Home > Uncategorized > One More Eye-Opening Statistic: Resegregation is Rampant

One More Eye-Opening Statistic: Resegregation is Rampant

The Federal report referenced in an earlier post taken from the Washington Post had some sobering data on segregation, which was the primary topic of Michele Chen’s post earlier this month in Nation, titled “Millenials Have Lived Through a Doubling of School Segregation” and subtitled “The Old Methods of Encouraging Integration in Our Schools are Failing”. In the article Ms. Chen summarizes the GAO’s findings on school segregations:

 Since 2001, according to a report by Government Accountability Office (GAO), the number of poor, racially segregated schools (with more than three-fourths of one race and high poverty rates) jumped from 9 percent to 16 percent. So today’s millennials have, from the time they entered first grade through high-school graduation, witnessed the degree of educational segregation more than double, from about 7,000 segregated schools to 15,000 nationwide. GAO criticized the Department of Education for being lax in using legal intervention in cases of extreme educational discrimination.

Chen offers three factors that have contributed to this re-segregation, factors that have been highlighted in previous posts on this blog:

School segregation is the product of these structural racial fissures, shaped over generations by financial redliningsocial disinvestment, and, lately, gentrification and displacement in city neighborhoods.
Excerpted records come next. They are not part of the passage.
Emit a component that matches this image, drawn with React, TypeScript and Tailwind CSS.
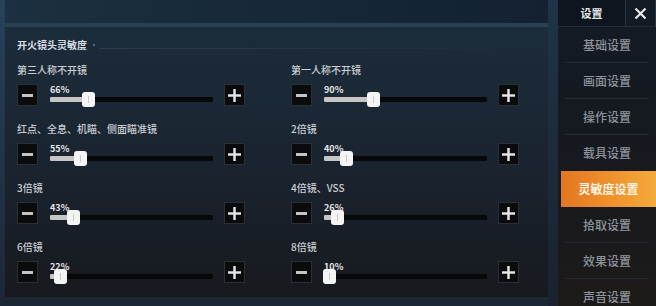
import React from "react";

type S = { label: string; pct: number; pos: number };

const rows: [S, S][] = [
  [
    { label: "第三人称不开镜", pct: 66, pos: 38 },
    { label: "第一人称不开镜", pct: 90, pos: 49 },
  ],
  [
    { label: "红点、全息、机瞄、侧面瞄准镜", pct: 55, pos: 30 },
    { label: "2倍镜", pct: 40, pos: 22 },
  ],
  [
    { label: "3倍镜", pct: 43, pos: 23 },
    { label: "4倍镜、VSS", pct: 26, pos: 13 },
  ],
  [
    { label: "6倍镜", pct: 22, pos: 10 },
    { label: "8倍镜", pct: 10, pos: 5 },
  ],
];

const menu = ["基础设置", "画面设置", "操作设置", "载具设置", "灵敏度设置", "拾取设置", "效果设置", "声音设置"];

function Btn({ plus }: { plus?: boolean }) {
  return (
    <div className="w-[21px] h-[22px] shrink-0 bg-[#0a0b0d] border border-[#2a3036] flex items-center justify-center">
      {plus ? (
        <svg width="13" height="13" viewBox="0 0 13 13">
          <rect x="5.25" y="0" width="2.5" height="13" fill="#e4e4e4" />
          <rect x="0" y="5.25" width="13" height="2.5" fill="#e4e4e4" />
        </svg>
      ) : (
        <svg width="11" height="3" viewBox="0 0 11 3">
          <rect x="0" y="0" width="11" height="3" fill="#c4c4c4" />
        </svg>
      )}
    </div>
  );
}

function Cell({ s }: { s: S }) {
  return (
    <div className="flex flex-col">
      <div className="h-[12px] text-[10px] leading-[12px] text-[#c9cdd2] font-medium whitespace-nowrap">{s.label}</div>
      <div className="mt-[8px] h-[22px] flex items-start">
        <Btn />
        <div className="relative ml-[12px] w-[163px] h-[22px] shrink-0">
          <div className="absolute left-0 top-[1px] text-[9px] leading-[9px] font-bold text-[#e6e6e6]">{s.pct}%</div>
          <div className="absolute left-0 right-0 top-[13px] h-[5px] bg-[#07080a] rounded-[1px]" />
          <div className="absolute left-0 top-[13px] h-[5px] bg-[#c6c6c6] rounded-l-[1px]" style={{ width: s.pos }} />
          <div
            className="absolute top-[8px] w-[13px] h-[15px] bg-[#f4f4f4] rounded-[3px] flex items-center justify-center"
            style={{ left: s.pos - 6.5 }}
          >
            <div className="w-px h-[7px] bg-[#c8c8c8]" />
          </div>
        </div>
        <div className="ml-[11px]">
          <Btn plus />
        </div>
      </div>
    </div>
  );
}

export default function App() {
  return (
    <div
      className="flex w-[656px] h-[306px] overflow-hidden bg-[#1d3144]"
      style={{ fontFamily: '"Noto Sans CJK SC", "Noto Sans", sans-serif' }}
    >
      <div className="w-[548px] shrink-0 flex flex-col pl-[5px] pb-[9px] bg-gradient-to-b from-[#27425a] to-[#1c2736]">
        <div className="h-[27px] shrink-0 bg-gradient-to-r from-[#1b3040] to-[#132131] border-b-[4px] border-[#28404f]" />
        <div className="flex-1 flex flex-col pl-[12px] pt-[12px] bg-gradient-to-b from-[#1c2c3b] via-[#1a2430] to-[#17191e]">
          <div className="h-[12px] flex items-center">
            <span className="text-[10px] leading-[12px] font-bold text-[#d9dde2]">开火镜头灵敏度</span>
            <span className="ml-[6px] w-[2px] h-[2px] bg-[#56687a]" />
            <div className="ml-[4px] mt-[6px] flex-1 h-px bg-gradient-to-r from-[#2c3e4e] via-[#243444] to-transparent" />
          </div>
          <div className="mt-[13px] grid grid-cols-[274px_274px] gap-y-[17px]">
            {rows.map((r, i) => (
              <React.Fragment key={i}>
                <Cell s={r[0]} />
                <Cell s={r[1]} />
              </React.Fragment>
            ))}
          </div>
        </div>
      </div>
      <div className="w-[10px] shrink-0 bg-gradient-to-b from-[#1f3448] to-[#1a2230]" />
      <div className="w-[98px] shrink-0 flex flex-col bg-gradient-to-b from-[#131b25] via-[#16191f] to-[#1d1a19]">
        <div className="h-[27px] shrink-0 flex border-b border-[#242c36]">
          <div className="w-[67px] flex items-center justify-center bg-[#0f151e] text-[11px] font-bold text-[#e2e4e6]">设置</div>
          <div className="w-[31px] flex items-center justify-center bg-[#131a23] border-l border-r border-[#2a3440]">
            <svg width="13" height="13" viewBox="0 0 13 13">
              <path d="M1.5 1.5 L11.5 11.5 M11.5 1.5 L1.5 11.5" stroke="#e8e8e8" strokeWidth="2.2" />
            </svg>
          </div>
        </div>
        {menu.map((m, i) => {
          const active = i === 4;
          if (active) {
            return (
              <div
                key={m}
                className="h-[36px] shrink-0 ml-[3px] flex items-center justify-center bg-gradient-to-r from-[#e3771f] via-[#ee902c] to-[#f4aa3a] text-[12px] font-bold text-[#fff4e6]"
              >
                {m}
              </div>
            );
          }
          const sep = i !== 3 && i !== 7;
          return (
            <div key={m} className="h-[36px] shrink-0 flex flex-col">
              <div className="flex-1 flex items-center justify-center text-[12px] font-medium text-[#8d939b]">{m}</div>
              {sep ? <div className="mx-[7px] h-px bg-[#262b33]" /> : <div className="h-px" />}
            </div>
          );
        })}
      </div>
    </div>
  );
}
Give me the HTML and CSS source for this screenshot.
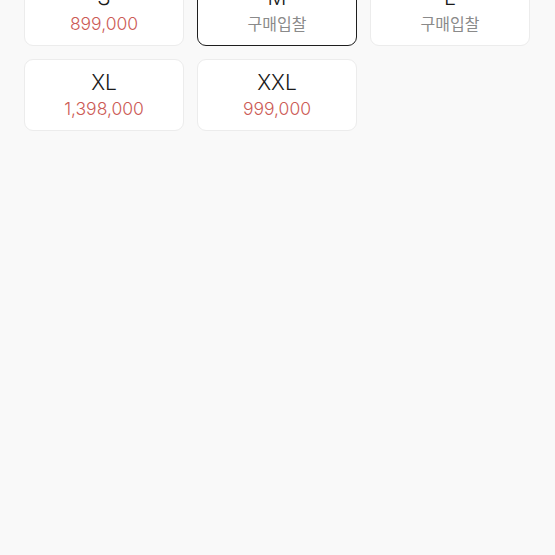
FILE: index.html
```html
<!DOCTYPE html>
<html lang="ko">
<head>
    <meta charset="UTF-8">
    <meta name="viewport" content="width=device-width, initial-scale=1.0">
    <title>사이즈 선택</title>
    <link rel="stylesheet" href="styles.css">
</head>
<body>
    <div class="size-grid">
        <button class="size-card">
            <span class="size">S</span>
            <span class="price">899,000</span>
        </button>
        <button class="size-card selected">
            <span class="size">M</span>
            <span class="price empty">구매입찰</span>
        </button>
        <button class="size-card">
            <span class="size">L</span>
            <span class="price empty">구매입찰</span>
        </button>
        <button class="size-card">
            <span class="size">XL</span>
            <span class="price">1,398,000</span>
        </button>
        <button class="size-card">
            <span class="size">XXL</span>
            <span class="price">999,000</span>
        </button>
    </div>
</body>
</html>
```

FILE: styles.css
```css
html, body {
    height: 100%;
}
body {
    font-family: Inter, 'Noto Sans', 'Noto Sans CJK KR', sans-serif;
    background-color: #f9f9f9;
    margin: 0;
    overflow: hidden;
}
.size-grid {
    display: grid;
    grid-template-columns: repeat(3, 160px);
    grid-auto-rows: 72px;
    column-gap: 13px;
    row-gap: 13px;
    padding: 0 24px;
    margin-top: -26px;
}
.size-card {
    display: flex;
    flex-direction: column;
    align-items: center;
    justify-content: center;
    background: #fff;
    border: 1px solid #ececec;
    border-radius: 9px;
    padding: 3px 0 0;
    font-family: inherit;
    cursor: pointer;
}
.size-card.selected {
    border: 1.5px solid #1e1e1e;
}
.size {
    font-size: 21px;
    font-weight: 300;
    line-height: 24px;
    color: #1a1a1a;
}
.price {
    font-size: 17.5px;
    font-weight: 300;
    line-height: 27px;
    color: #cc5a55;
}
.price.empty {
    color: #8a8a8a;
    font-family: 'Noto Sans CJK KR', sans-serif;
    font-size: 16px;
    font-weight: 400;
}
```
Ms. Chen the summarizes the “free market” solutions offered by conservatives and neoliberals, and, in doing so, underplays their ineffectiveness by failing to point out that these tools have been in play since 2001, the very time that segregation doubled:

In response to subtler patterns of “self-segregation,” some reformers advocate a private-sector driven approach, including promoting “school choice” to facilitate student transfers, or charter schools as alternatives to mainstream public education. But these measures often perpetuate exclusion. Charter schools can intensify racial isolation of students and potentially widen resource gaps between less-regulated charters and traditional public schools. Generally, school choice often spurs the “voluntary” siphoning of kids by race, class, and academic ability.

Ms. Chen DOES offer one idealized solution: voluntary integration through housing policy:

Integration requires targeted housing-policy interventions, argues PRRAC Executive Director Philip Tegeler. Plans for siting public housing, for example, should foster neighborhoods that are designed to promote equitable educational opportunities as well as affordable homes. “State and local housing and education agencies need to be talking to each other, and planning together to promote integration,” Tegeler says via e-mail.

In the meantime, Ms. Chen suggests that school “…should be a safe space to explore and dream, not a bureaucratic gauntlet that “prepares” children for a racist world in adulthood” like the no excuses schools that presumably help minority children navigate our culture.

She concludes with this:

But ultimately no community will voluntarily desegregate without firm intervention, and no intervention works without the community’s trust. It will take a lot of faith to persuade families that the system that did not live up to the promise of the civil-rights movement for an older generation, might still salvage it for the next. 

And it will take even more charity for families who DID benefit from a high quality education to open their doors to children raised in poverty.